■ Given task ■
Transcribe the listing exactly, leaving out every picture.
>>>>>
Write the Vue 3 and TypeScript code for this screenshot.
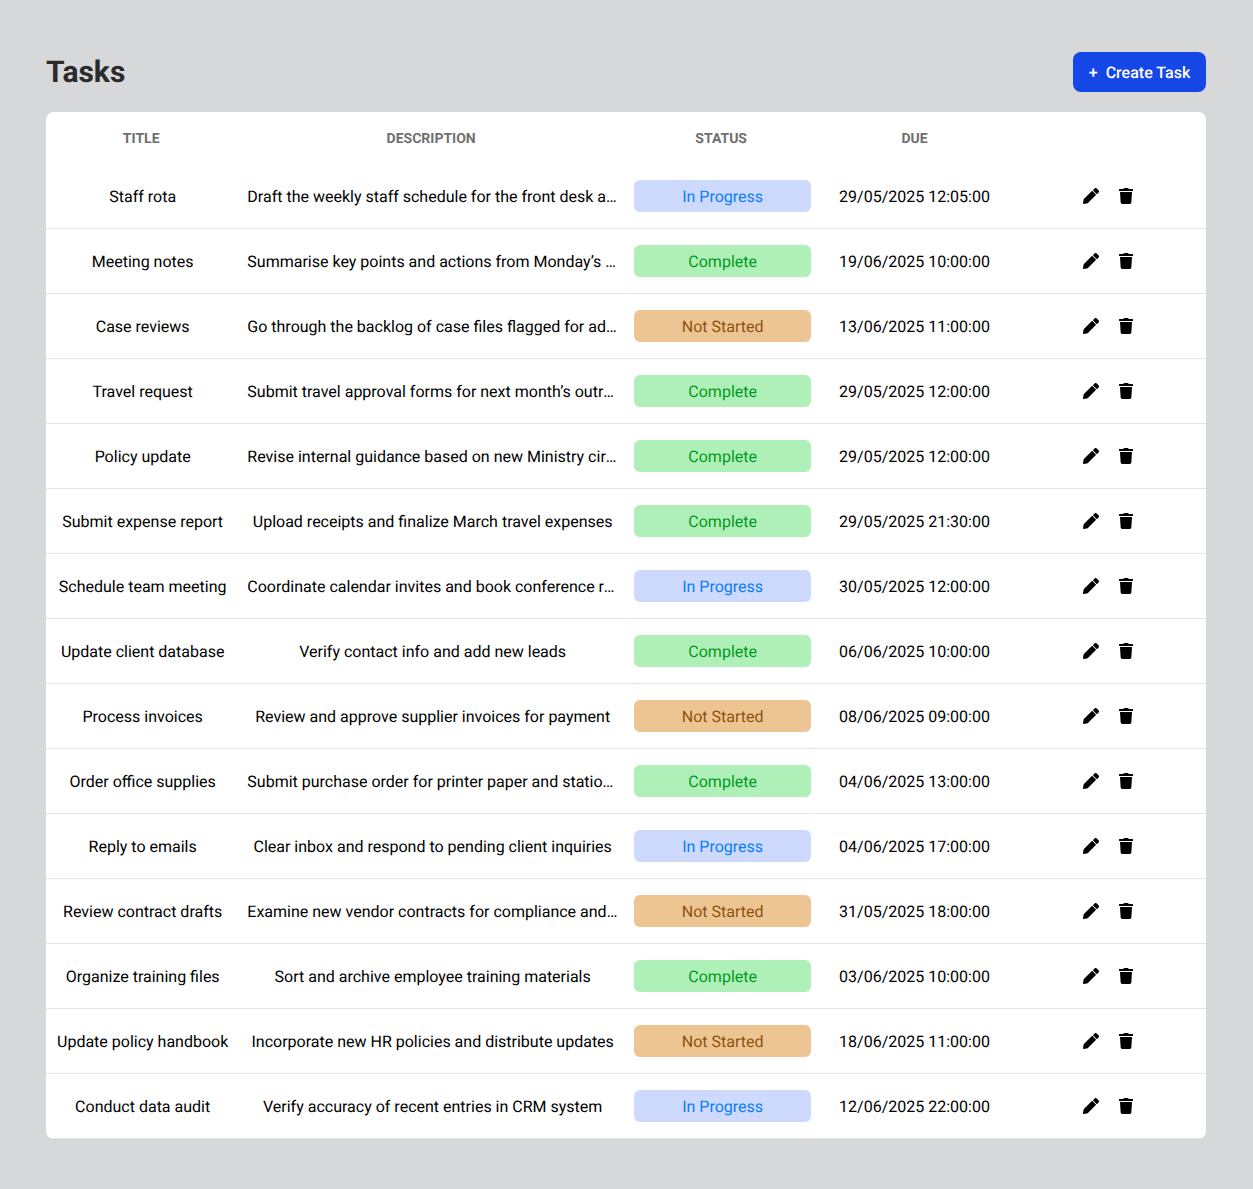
<script setup lang="ts">
type Status = 'In Progress' | 'Complete' | 'Not Started'

interface Task {
  title: string
  description: string
  status: Status
  due: string
}

const statusClass: Record<Status, string> = {
  'In Progress': 'in-progress',
  Complete: 'complete',
  'Not Started': 'not-started'
}

const tasks: Task[] = [
  { title: 'Staff rota', description: 'Draft the weekly staff schedule for the front desk and reception team', status: 'In Progress', due: '29/05/2025 12:05:00' },
  { title: 'Meeting notes', description: 'Summarise key points and actions from Monday’s management meeting', status: 'Complete', due: '19/06/2025 10:00:00' },
  { title: 'Case reviews', description: 'Go through the backlog of case files flagged for additional review', status: 'Not Started', due: '13/06/2025 11:00:00' },
  { title: 'Travel request', description: 'Submit travel approval forms for next month’s outreach programme', status: 'Complete', due: '29/05/2025 12:00:00' },
  { title: 'Policy update', description: 'Revise internal guidance based on new Ministry circular and notes', status: 'Complete', due: '29/05/2025 12:00:00' },
  { title: 'Submit expense report', description: 'Upload receipts and finalize March travel expenses', status: 'Complete', due: '29/05/2025 21:30:00' },
  { title: 'Schedule team meeting', description: 'Coordinate calendar invites and book conference room for the team', status: 'In Progress', due: '30/05/2025 12:00:00' },
  { title: 'Update client database', description: 'Verify contact info and add new leads', status: 'Complete', due: '06/06/2025 10:00:00' },
  { title: 'Process invoices', description: 'Review and approve supplier invoices for payment', status: 'Not Started', due: '08/06/2025 09:00:00' },
  { title: 'Order office supplies', description: 'Submit purchase order for printer paper and stationery for the office', status: 'Complete', due: '04/06/2025 13:00:00' },
  { title: 'Reply to emails', description: 'Clear inbox and respond to pending client inquiries', status: 'In Progress', due: '04/06/2025 17:00:00' },
  { title: 'Review contract drafts', description: 'Examine new vendor contracts for compliance and legal requirements', status: 'Not Started', due: '31/05/2025 18:00:00' },
  { title: 'Organize training files', description: 'Sort and archive employee training materials', status: 'Complete', due: '03/06/2025 10:00:00' },
  { title: 'Update policy handbook', description: 'Incorporate new HR policies and distribute updates', status: 'Not Started', due: '18/06/2025 11:00:00' },
  { title: 'Conduct data audit', description: 'Verify accuracy of recent entries in CRM system', status: 'In Progress', due: '12/06/2025 22:00:00' }
]
</script>

<template>
  <main class="page">
    <header class="top">
      <h1>Tasks</h1>
      <button class="create" type="button"><span class="plus">+</span>Create Task</button>
    </header>

    <section class="card">
      <div class="head">
        <div class="th">Title</div>
        <div class="th">Description</div>
        <div class="th">Status</div>
        <div class="th">Due</div>
        <div class="th"></div>
      </div>

      <div v-for="task in tasks" :key="task.title" class="row">
        <div class="cell text">{{ task.title }}</div>
        <div class="cell text">{{ task.description }}</div>
        <div class="cell">
          <span class="badge" :class="statusClass[task.status]">{{ task.status }}</span>
        </div>
        <div class="cell text due">{{ task.due }}</div>
        <div class="cell actions">
          <svg class="icon" viewBox="0 0 512 512" aria-hidden="true">
            <path d="M497.9 142.1l-46.1 46.1c-4.7 4.7-12.3 4.7-17 0l-111-111c-4.7-4.7-4.7-12.3 0-17l46.1-46.1c18.7-18.7 49.1-18.7 67.9 0l60.1 60.1c18.8 18.7 18.8 49.1 0 67.9zM284.2 99.8L21.6 362.4.4 483.9c-2.9 16.4 11.4 30.6 27.8 27.8l121.5-21.3 262.6-262.6c4.7-4.7 4.7-12.3 0-17l-111-111c-4.8-4.7-12.4-4.7-17.1 0z" />
          </svg>
          <svg class="icon trash" viewBox="0 0 448 512" aria-hidden="true">
            <path d="M432 32H312l-9.4-18.7A24 24 0 0 0 281.1 0H166.8a23.72 23.72 0 0 0-21.4 13.3L136 32H16A16 16 0 0 0 0 48v32a16 16 0 0 0 16 16h416a16 16 0 0 0 16-16V48a16 16 0 0 0-16-16zM53.2 467a48 48 0 0 0 47.9 45h245.8a48 48 0 0 0 47.9-45L416 128H32z" />
          </svg>
        </div>
      </div>
    </section>
  </main>
</template>

<style>
html,
body {
  background: #d7d8da;
}
</style>

<style scoped>
.page {
  padding: 52px 47px 50px 46px;
  font-family: Roboto, "Liberation Sans", sans-serif;
  color: #000;
  text-rendering: geometricPrecision;
}

.top {
  display: flex;
  align-items: center;
  justify-content: space-between;
  height: 40px;
  margin-bottom: 20px;
}

h1 {
  margin: 0;
  padding-top: 2px;
  font-size: 30px;
  line-height: 36px;
  font-weight: 700;
  color: #2b2b2b;
}

.create {
  display: flex;
  align-items: center;
  justify-content: center;
  gap: 8px;
  width: 133px;
  height: 40px;
  border: 0;
  border-radius: 8px;
  background: #1447e6;
  color: #fff;
  font: 500 16px Roboto, sans-serif;
  text-rendering: geometricPrecision;
}

.plus {
  font-size: 16px;
}

.card {
  background: #fff;
  border-radius: 8px;
  overflow: hidden;
}

.head,
.row {
  display: grid;
  grid-template-columns: 1fr 2fr 1fr 1fr 1fr;
}

.head {
  height: 52px;
}

.th {
  padding: 1px 11px 0 8px;
  display: flex;
  align-items: center;
  justify-content: center;
  font-size: 14px;
  font-weight: 700;
  text-transform: uppercase;
  color: #6f6f6f;
}

.row {
  box-sizing: border-box;
  height: 65px;
  border-bottom: 1px solid #e5e5e5;
  align-items: center;
}

.cell {
  padding: 0 8px;
  overflow: hidden;
  white-space: nowrap;
  text-overflow: ellipsis;
  text-align: center;
  font-size: 16px;
  line-height: 24px;
}

.text {
  padding-top: 2px;
}

.due {
  padding-right: 11px;
}

.badge {
  display: block;
  height: 32px;
  line-height: 34px;
  border-radius: 6px;
}

.in-progress {
  background: #cddafd;
  color: #0a7cff;
}

.complete {
  background: #aff0b9;
  color: #009a20;
}

.not-started {
  background: #edc592;
  color: #8f5210;
}

.actions {
  display: flex;
  justify-content: center;
  gap: 20px;
  padding-right: 10px;
}

.icon {
  width: 16px;
  height: 16px;
  fill: #000;
}

.trash {
  width: 14px;
}
</style>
<<<<<
■ Worked solution ■
Write the Vue 3 and TypeScript code for this screenshot.
<script setup lang="ts">
type Status = 'In Progress' | 'Complete' | 'Not Started'

interface Task {
  title: string
  description: string
  status: Status
  due: string
}

const statusClass: Record<Status, string> = {
  'In Progress': 'in-progress',
  Complete: 'complete',
  'Not Started': 'not-started'
}

const tasks: Task[] = [
  { title: 'Staff rota', description: 'Draft the weekly staff schedule for the front desk and reception team', status: 'In Progress', due: '29/05/2025 12:05:00' },
  { title: 'Meeting notes', description: 'Summarise key points and actions from Monday’s management meeting', status: 'Complete', due: '19/06/2025 10:00:00' },
  { title: 'Case reviews', description: 'Go through the backlog of case files flagged for additional review', status: 'Not Started', due: '13/06/2025 11:00:00' },
  { title: 'Travel request', description: 'Submit travel approval forms for next month’s outreach programme', status: 'Complete', due: '29/05/2025 12:00:00' },
  { title: 'Policy update', description: 'Revise internal guidance based on new Ministry circular and notes', status: 'Complete', due: '29/05/2025 12:00:00' },
  { title: 'Submit expense report', description: 'Upload receipts and finalize March travel expenses', status: 'Complete', due: '29/05/2025 21:30:00' },
  { title: 'Schedule team meeting', description: 'Coordinate calendar invites and book conference room for the team', status: 'In Progress', due: '30/05/2025 12:00:00' },
  { title: 'Update client database', description: 'Verify contact info and add new leads', status: 'Complete', due: '06/06/2025 10:00:00' },
  { title: 'Process invoices', description: 'Review and approve supplier invoices for payment', status: 'Not Started', due: '08/06/2025 09:00:00' },
  { title: 'Order office supplies', description: 'Submit purchase order for printer paper and stationery for the office', status: 'Complete', due: '04/06/2025 13:00:00' },
  { title: 'Reply to emails', description: 'Clear inbox and respond to pending client inquiries', status: 'In Progress', due: '04/06/2025 17:00:00' },
  { title: 'Review contract drafts', description: 'Examine new vendor contracts for compliance and legal requirements', status: 'Not Started', due: '31/05/2025 18:00:00' },
  { title: 'Organize training files', description: 'Sort and archive employee training materials', status: 'Complete', due: '03/06/2025 10:00:00' },
  { title: 'Update policy handbook', description: 'Incorporate new HR policies and distribute updates', status: 'Not Started', due: '18/06/2025 11:00:00' },
  { title: 'Conduct data audit', description: 'Verify accuracy of recent entries in CRM system', status: 'In Progress', due: '12/06/2025 22:00:00' }
]
</script>

<template>
  <main class="page">
    <header class="top">
      <h1>Tasks</h1>
      <button class="create" type="button"><span class="plus">+</span>Create Task</button>
    </header>

    <section class="card">
      <div class="head">
        <div class="th">Title</div>
        <div class="th">Description</div>
        <div class="th">Status</div>
        <div class="th">Due</div>
        <div class="th"></div>
      </div>

      <div v-for="task in tasks" :key="task.title" class="row">
        <div class="cell text">{{ task.title }}</div>
        <div class="cell text">{{ task.description }}</div>
        <div class="cell">
          <span class="badge" :class="statusClass[task.status]">{{ task.status }}</span>
        </div>
        <div class="cell text due">{{ task.due }}</div>
        <div class="cell actions">
          <svg class="icon" viewBox="0 0 512 512" aria-hidden="true">
            <path d="M497.9 142.1l-46.1 46.1c-4.7 4.7-12.3 4.7-17 0l-111-111c-4.7-4.7-4.7-12.3 0-17l46.1-46.1c18.7-18.7 49.1-18.7 67.9 0l60.1 60.1c18.8 18.7 18.8 49.1 0 67.9zM284.2 99.8L21.6 362.4.4 483.9c-2.9 16.4 11.4 30.6 27.8 27.8l121.5-21.3 262.6-262.6c4.7-4.7 4.7-12.3 0-17l-111-111c-4.8-4.7-12.4-4.7-17.1 0z" />
          </svg>
          <svg class="icon trash" viewBox="0 0 448 512" aria-hidden="true">
            <path d="M432 32H312l-9.4-18.7A24 24 0 0 0 281.1 0H166.8a23.72 23.72 0 0 0-21.4 13.3L136 32H16A16 16 0 0 0 0 48v32a16 16 0 0 0 16 16h416a16 16 0 0 0 16-16V48a16 16 0 0 0-16-16zM53.2 467a48 48 0 0 0 47.9 45h245.8a48 48 0 0 0 47.9-45L416 128H32z" />
          </svg>
        </div>
      </div>
    </section>
  </main>
</template>

<style>
html,
body {
  background: #d7d8da;
}
</style>

<style scoped>
.page {
  padding: 52px 47px 50px 46px;
  font-family: Roboto, "Liberation Sans", sans-serif;
  color: #000;
  text-rendering: geometricPrecision;
}

.top {
  display: flex;
  align-items: center;
  justify-content: space-between;
  height: 40px;
  margin-bottom: 20px;
}

h1 {
  margin: 0;
  padding-top: 2px;
  font-size: 30px;
  line-height: 36px;
  font-weight: 700;
  color: #2b2b2b;
}

.create {
  display: flex;
  align-items: center;
  justify-content: center;
  gap: 8px;
  width: 133px;
  height: 40px;
  border: 0;
  border-radius: 8px;
  background: #1447e6;
  color: #fff;
  font: 500 16px Roboto, sans-serif;
  text-rendering: geometricPrecision;
}

.plus {
  font-size: 16px;
}

.card {
  background: #fff;
  border-radius: 8px;
  overflow: hidden;
}

.head,
.row {
  display: grid;
  grid-template-columns: 1fr 2fr 1fr 1fr 1fr;
}

.head {
  height: 52px;
}

.th {
  padding: 1px 11px 0 8px;
  display: flex;
  align-items: center;
  justify-content: center;
  font-size: 14px;
  font-weight: 700;
  text-transform: uppercase;
  color: #6f6f6f;
}

.row {
  box-sizing: border-box;
  height: 65px;
  border-bottom: 1px solid #e5e5e5;
  align-items: center;
}

.cell {
  padding: 0 8px;
  overflow: hidden;
  white-space: nowrap;
  text-overflow: ellipsis;
  text-align: center;
  font-size: 16px;
  line-height: 24px;
}

.text {
  padding-top: 2px;
}

.due {
  padding-right: 11px;
}

.badge {
  display: block;
  height: 32px;
  line-height: 34px;
  border-radius: 6px;
}

.in-progress {
  background: #cddafd;
  color: #0a7cff;
}

.complete {
  background: #aff0b9;
  color: #009a20;
}

.not-started {
  background: #edc592;
  color: #8f5210;
}

.actions {
  display: flex;
  justify-content: center;
  gap: 20px;
  padding-right: 10px;
}

.icon {
  width: 16px;
  height: 16px;
  fill: #000;
}

.trash {
  width: 14px;
}
</style>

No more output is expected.